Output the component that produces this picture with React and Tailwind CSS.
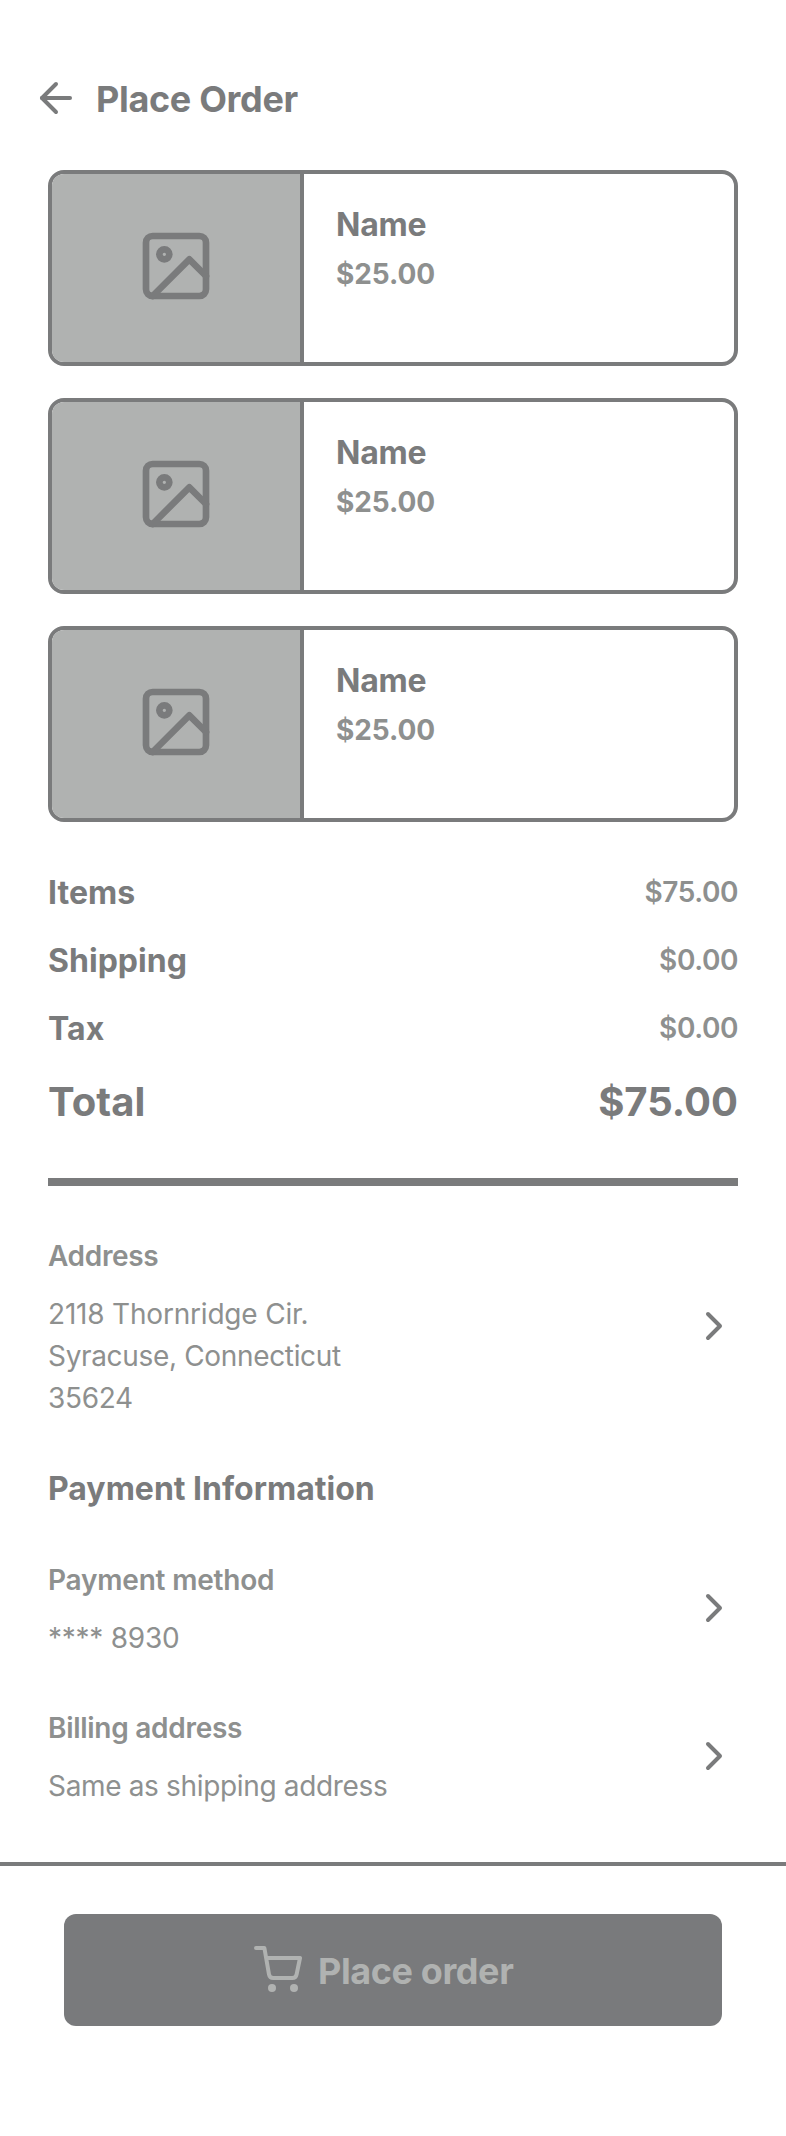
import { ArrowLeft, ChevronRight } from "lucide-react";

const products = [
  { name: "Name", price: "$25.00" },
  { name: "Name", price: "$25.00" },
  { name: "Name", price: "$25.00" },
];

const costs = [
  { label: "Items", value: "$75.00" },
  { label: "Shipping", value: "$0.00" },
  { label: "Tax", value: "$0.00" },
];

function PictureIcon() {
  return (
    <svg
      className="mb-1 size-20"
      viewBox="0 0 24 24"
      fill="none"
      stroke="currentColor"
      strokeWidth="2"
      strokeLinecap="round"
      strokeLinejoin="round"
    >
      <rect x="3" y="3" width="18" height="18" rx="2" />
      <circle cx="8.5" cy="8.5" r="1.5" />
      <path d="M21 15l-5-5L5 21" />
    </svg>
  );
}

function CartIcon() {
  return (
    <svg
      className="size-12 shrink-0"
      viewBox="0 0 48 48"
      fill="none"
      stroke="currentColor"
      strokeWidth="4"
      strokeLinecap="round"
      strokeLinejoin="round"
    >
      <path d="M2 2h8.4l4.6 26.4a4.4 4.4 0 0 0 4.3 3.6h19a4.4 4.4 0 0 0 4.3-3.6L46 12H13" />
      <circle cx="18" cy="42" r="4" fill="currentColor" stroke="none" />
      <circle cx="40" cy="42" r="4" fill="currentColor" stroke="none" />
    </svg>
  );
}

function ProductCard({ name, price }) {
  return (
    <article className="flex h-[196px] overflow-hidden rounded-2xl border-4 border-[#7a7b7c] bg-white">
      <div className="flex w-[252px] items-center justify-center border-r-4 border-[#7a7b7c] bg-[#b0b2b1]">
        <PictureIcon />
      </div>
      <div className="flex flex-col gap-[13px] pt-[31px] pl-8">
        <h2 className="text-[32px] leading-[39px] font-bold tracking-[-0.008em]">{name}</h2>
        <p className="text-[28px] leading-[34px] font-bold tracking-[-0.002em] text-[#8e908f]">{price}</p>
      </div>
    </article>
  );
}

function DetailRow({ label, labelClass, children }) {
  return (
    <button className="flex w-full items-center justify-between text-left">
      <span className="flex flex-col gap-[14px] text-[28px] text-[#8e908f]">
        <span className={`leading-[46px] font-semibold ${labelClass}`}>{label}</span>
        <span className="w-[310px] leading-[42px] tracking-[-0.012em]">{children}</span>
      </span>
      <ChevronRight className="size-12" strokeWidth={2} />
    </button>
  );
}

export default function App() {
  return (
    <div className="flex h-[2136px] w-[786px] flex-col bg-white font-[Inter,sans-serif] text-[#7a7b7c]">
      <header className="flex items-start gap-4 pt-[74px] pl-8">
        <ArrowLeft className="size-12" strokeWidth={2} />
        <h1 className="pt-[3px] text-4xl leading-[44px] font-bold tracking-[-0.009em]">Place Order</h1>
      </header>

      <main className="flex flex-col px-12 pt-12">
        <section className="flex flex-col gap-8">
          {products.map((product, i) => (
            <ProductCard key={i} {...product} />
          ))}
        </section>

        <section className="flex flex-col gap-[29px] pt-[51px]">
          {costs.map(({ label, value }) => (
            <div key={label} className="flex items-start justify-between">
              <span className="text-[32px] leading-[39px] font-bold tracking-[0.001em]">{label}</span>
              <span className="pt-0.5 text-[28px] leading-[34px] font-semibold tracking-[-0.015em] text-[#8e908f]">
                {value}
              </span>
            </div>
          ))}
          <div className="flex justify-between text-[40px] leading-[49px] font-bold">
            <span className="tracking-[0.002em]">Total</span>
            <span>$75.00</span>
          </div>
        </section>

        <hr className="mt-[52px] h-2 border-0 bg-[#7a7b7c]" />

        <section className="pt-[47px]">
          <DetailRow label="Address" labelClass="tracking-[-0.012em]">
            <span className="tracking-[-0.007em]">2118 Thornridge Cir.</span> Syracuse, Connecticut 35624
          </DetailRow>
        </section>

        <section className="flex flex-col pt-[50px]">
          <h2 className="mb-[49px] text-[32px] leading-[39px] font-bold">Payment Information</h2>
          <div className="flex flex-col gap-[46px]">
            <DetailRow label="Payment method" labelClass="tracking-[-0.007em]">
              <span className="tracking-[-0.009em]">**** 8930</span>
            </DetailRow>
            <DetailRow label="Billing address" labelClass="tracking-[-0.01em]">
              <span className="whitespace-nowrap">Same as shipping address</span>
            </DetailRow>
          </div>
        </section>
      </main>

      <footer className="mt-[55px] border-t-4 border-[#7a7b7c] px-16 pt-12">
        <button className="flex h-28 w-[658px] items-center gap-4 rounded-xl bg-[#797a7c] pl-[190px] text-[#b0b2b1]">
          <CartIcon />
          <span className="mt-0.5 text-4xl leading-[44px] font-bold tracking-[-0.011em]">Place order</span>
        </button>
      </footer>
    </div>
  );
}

EXERCISE REQUIREMENTS:
Please set down each line of the data above exactly as written, without the pictures.

EXERCISE OUTPUT:
Output the component that produces this picture with React and Tailwind CSS.
import { ArrowLeft, ChevronRight } from "lucide-react";

const products = [
  { name: "Name", price: "$25.00" },
  { name: "Name", price: "$25.00" },
  { name: "Name", price: "$25.00" },
];

const costs = [
  { label: "Items", value: "$75.00" },
  { label: "Shipping", value: "$0.00" },
  { label: "Tax", value: "$0.00" },
];

function PictureIcon() {
  return (
    <svg
      className="mb-1 size-20"
      viewBox="0 0 24 24"
      fill="none"
      stroke="currentColor"
      strokeWidth="2"
      strokeLinecap="round"
      strokeLinejoin="round"
    >
      <rect x="3" y="3" width="18" height="18" rx="2" />
      <circle cx="8.5" cy="8.5" r="1.5" />
      <path d="M21 15l-5-5L5 21" />
    </svg>
  );
}

function CartIcon() {
  return (
    <svg
      className="size-12 shrink-0"
      viewBox="0 0 48 48"
      fill="none"
      stroke="currentColor"
      strokeWidth="4"
      strokeLinecap="round"
      strokeLinejoin="round"
    >
      <path d="M2 2h8.4l4.6 26.4a4.4 4.4 0 0 0 4.3 3.6h19a4.4 4.4 0 0 0 4.3-3.6L46 12H13" />
      <circle cx="18" cy="42" r="4" fill="currentColor" stroke="none" />
      <circle cx="40" cy="42" r="4" fill="currentColor" stroke="none" />
    </svg>
  );
}

function ProductCard({ name, price }) {
  return (
    <article className="flex h-[196px] overflow-hidden rounded-2xl border-4 border-[#7a7b7c] bg-white">
      <div className="flex w-[252px] items-center justify-center border-r-4 border-[#7a7b7c] bg-[#b0b2b1]">
        <PictureIcon />
      </div>
      <div className="flex flex-col gap-[13px] pt-[31px] pl-8">
        <h2 className="text-[32px] leading-[39px] font-bold tracking-[-0.008em]">{name}</h2>
        <p className="text-[28px] leading-[34px] font-bold tracking-[-0.002em] text-[#8e908f]">{price}</p>
      </div>
    </article>
  );
}

function DetailRow({ label, labelClass, children }) {
  return (
    <button className="flex w-full items-center justify-between text-left">
      <span className="flex flex-col gap-[14px] text-[28px] text-[#8e908f]">
        <span className={`leading-[46px] font-semibold ${labelClass}`}>{label}</span>
        <span className="w-[310px] leading-[42px] tracking-[-0.012em]">{children}</span>
      </span>
      <ChevronRight className="size-12" strokeWidth={2} />
    </button>
  );
}

export default function App() {
  return (
    <div className="flex h-[2136px] w-[786px] flex-col bg-white font-[Inter,sans-serif] text-[#7a7b7c]">
      <header className="flex items-start gap-4 pt-[74px] pl-8">
        <ArrowLeft className="size-12" strokeWidth={2} />
        <h1 className="pt-[3px] text-4xl leading-[44px] font-bold tracking-[-0.009em]">Place Order</h1>
      </header>

      <main className="flex flex-col px-12 pt-12">
        <section className="flex flex-col gap-8">
          {products.map((product, i) => (
            <ProductCard key={i} {...product} />
          ))}
        </section>

        <section className="flex flex-col gap-[29px] pt-[51px]">
          {costs.map(({ label, value }) => (
            <div key={label} className="flex items-start justify-between">
              <span className="text-[32px] leading-[39px] font-bold tracking-[0.001em]">{label}</span>
              <span className="pt-0.5 text-[28px] leading-[34px] font-semibold tracking-[-0.015em] text-[#8e908f]">
                {value}
              </span>
            </div>
          ))}
          <div className="flex justify-between text-[40px] leading-[49px] font-bold">
            <span className="tracking-[0.002em]">Total</span>
            <span>$75.00</span>
          </div>
        </section>

        <hr className="mt-[52px] h-2 border-0 bg-[#7a7b7c]" />

        <section className="pt-[47px]">
          <DetailRow label="Address" labelClass="tracking-[-0.012em]">
            <span className="tracking-[-0.007em]">2118 Thornridge Cir.</span> Syracuse, Connecticut 35624
          </DetailRow>
        </section>

        <section className="flex flex-col pt-[50px]">
          <h2 className="mb-[49px] text-[32px] leading-[39px] font-bold">Payment Information</h2>
          <div className="flex flex-col gap-[46px]">
            <DetailRow label="Payment method" labelClass="tracking-[-0.007em]">
              <span className="tracking-[-0.009em]">**** 8930</span>
            </DetailRow>
            <DetailRow label="Billing address" labelClass="tracking-[-0.01em]">
              <span className="whitespace-nowrap">Same as shipping address</span>
            </DetailRow>
          </div>
        </section>
      </main>

      <footer className="mt-[55px] border-t-4 border-[#7a7b7c] px-16 pt-12">
        <button className="flex h-28 w-[658px] items-center gap-4 rounded-xl bg-[#797a7c] pl-[190px] text-[#b0b2b1]">
          <CartIcon />
          <span className="mt-0.5 text-4xl leading-[44px] font-bold tracking-[-0.011em]">Place order</span>
        </button>
      </footer>
    </div>
  );
}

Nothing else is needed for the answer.